The present paper focuses primarily on the brain regions that underlie the processing of dynamic versus static facial expressions, although we also present data on dynamic facial expressions alone. In our experiments, we only considered happy and angry emotions. This, however, was typical of the studies available for the meta-analysis; few included more than two emotions. As there were only a few studies that reported coordinates for application of ALE, we had to combine foci from different dynamic facial expressions (e.g., fear, anger, happiness). With more research on dynamic facial expressions, it would be interesting for future meta-analyses to examine specific expressions separately. One criticism for ALE coordinate based meta-analysis technique is whether results from studies of differing methodology (e.g., stimuli presentation, statistical analyses) are comparable. It is not typical to find exactly the same imaging studies; however, many imaging studies target the same domain. In order to make quantitative comparisons across studies in the domain of interest, underlying methodological differences are only partly controlled by choosing, for instance, whole-brain random-effects analyses. In an effort to account for more of these differences we present meta-analyses for both dynamic faces and contrast-specific (dynamic > static) results; the latter accounts for the contrasted control condition. Although the limitations related to the ALE technique have also been discussed in the literature (e.g., Ellison-Wright et al. 2008; Christ et al. 2009; Di Martino et al. 2009), ALE is nonetheless a meta-analytical methodology that has a number of advantages over traditional meta-analytic methods. ALE is not merely a descriptive technique, but it allows for the quantification of locations of common activations by using foci generated by independent research groups using common conditions but different methodologies. Furthermore, it minimizes subjectivity in generating conclusions, as after the collection of contrast coordinates the computational steps are automated. Thus, the ALE provides an important means of objectively summarising data in a specific neuroimaging field, allowing a more solid basis for future studies (as argued by Laird et al. 2009; Kober et al. 2008).

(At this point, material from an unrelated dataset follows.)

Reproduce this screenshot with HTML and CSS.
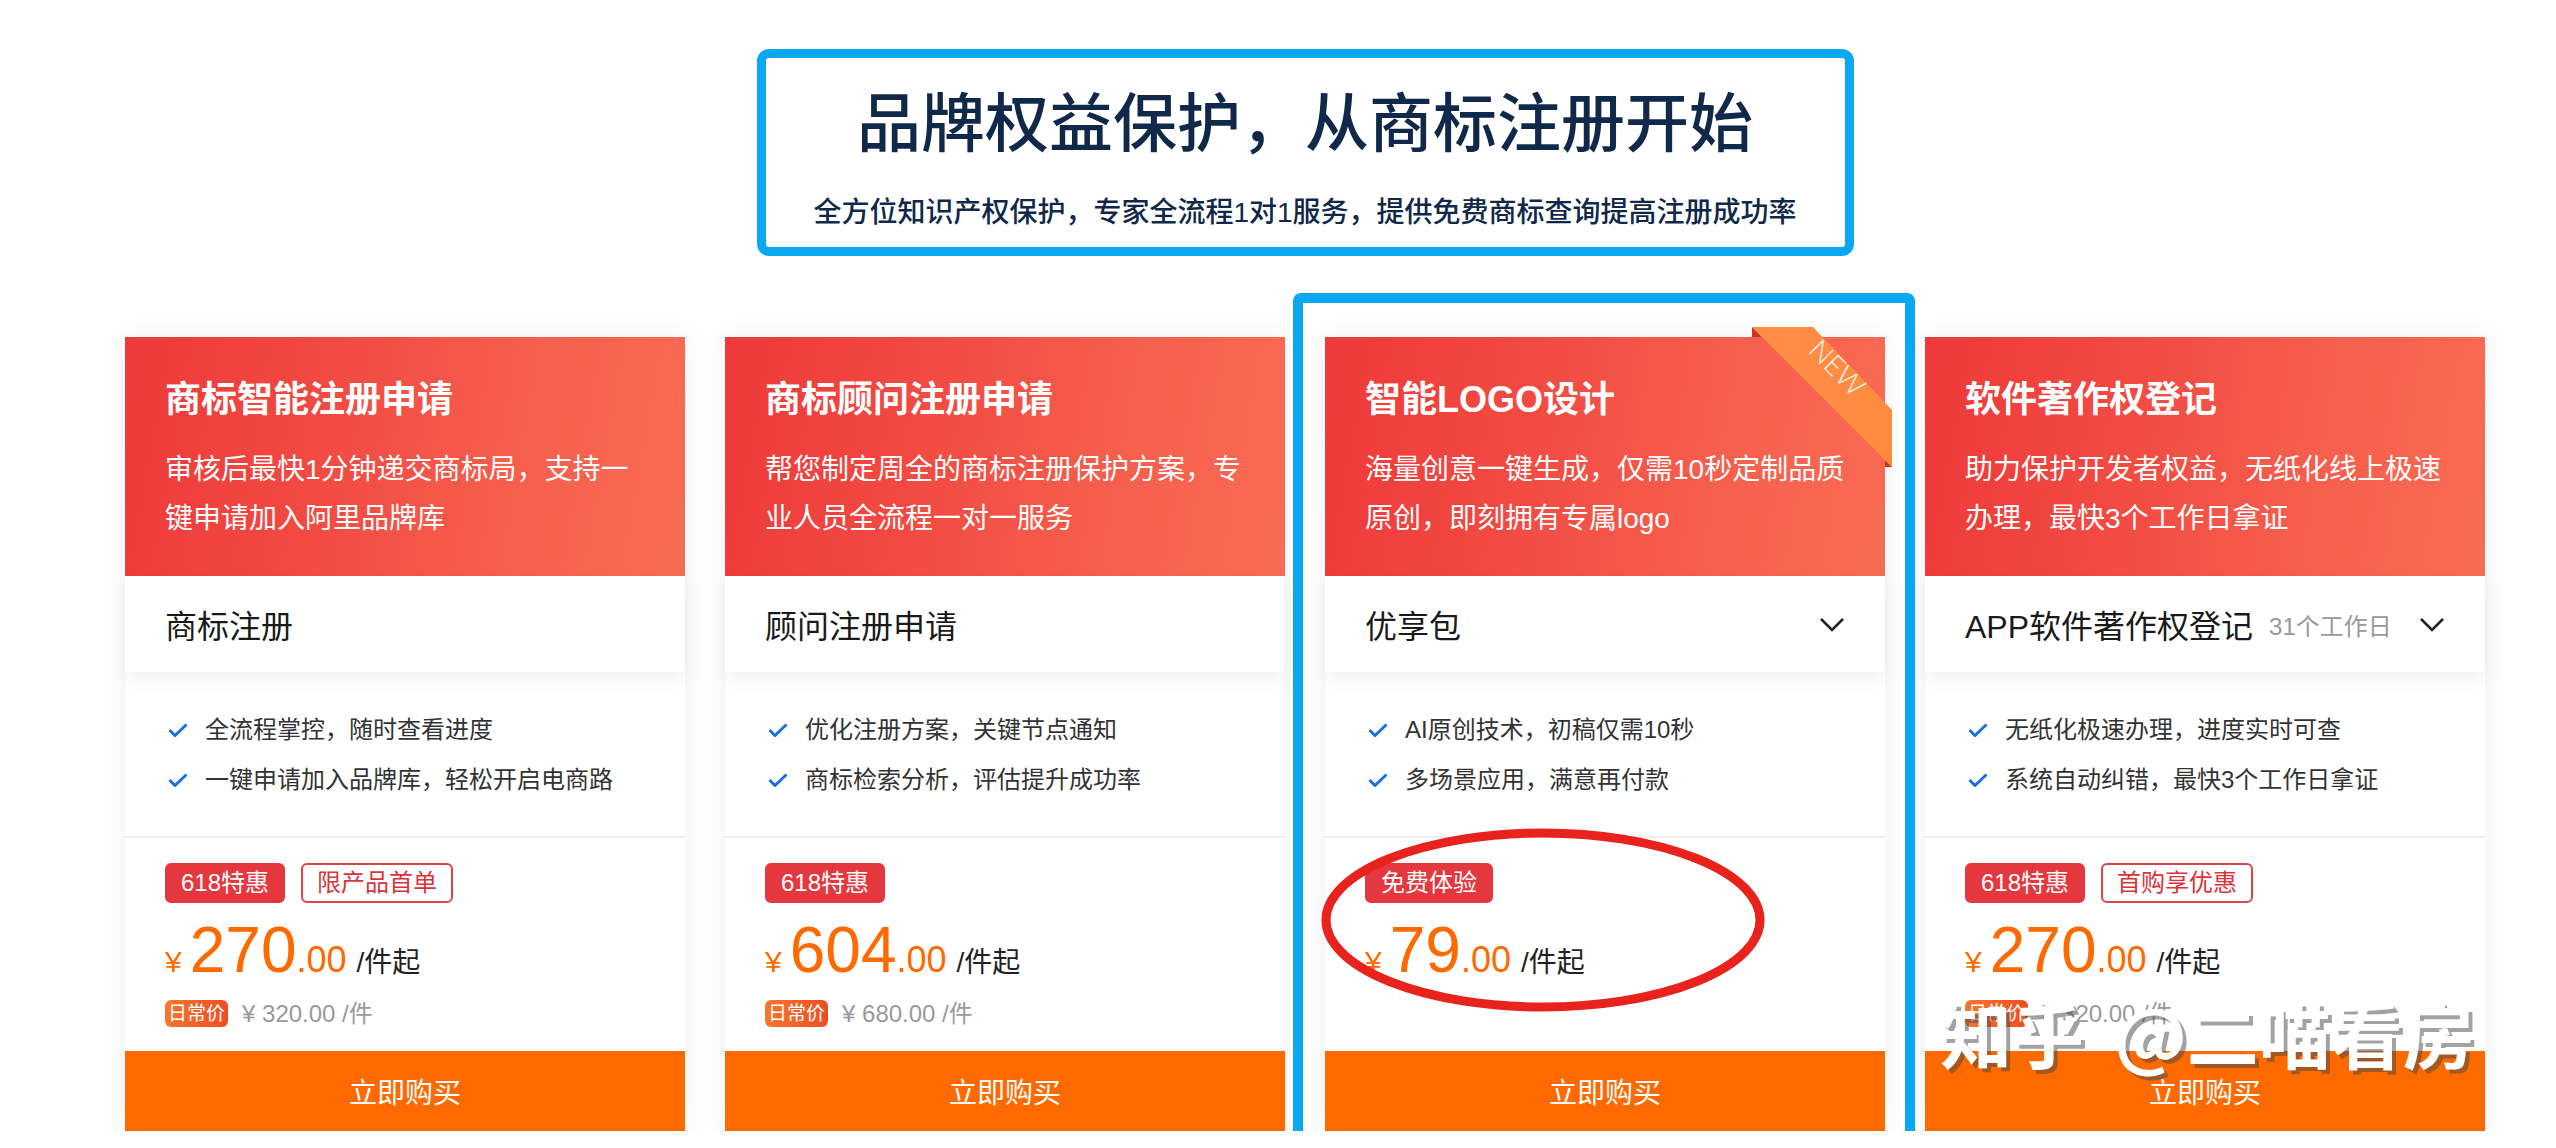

In summary, the results of our three experiments are consistent with previous literature. The meta-analyses quantified this consistency, demonstrating significant concordance among functional neuroimaging studies of dynamic facial expressions. The results from both approaches converge to a set of regions which include the fusiform gyri, middle temporal gyri (V5/MT), STS and amygdalae, which respectively have been shown to process visual features, motion, social and emotional aspects associated with faces. Areas associated with social and emotional aspects, in particular, were highly detectable among studies of dynamic facial expressions, which in turn demonstrate that dynamic stimuli have a statistical power advantage in the study of these processes. Future research using dynamic faces can benefit from this work done in adults and investigate how these areas are implicated in developmental and clinical populations.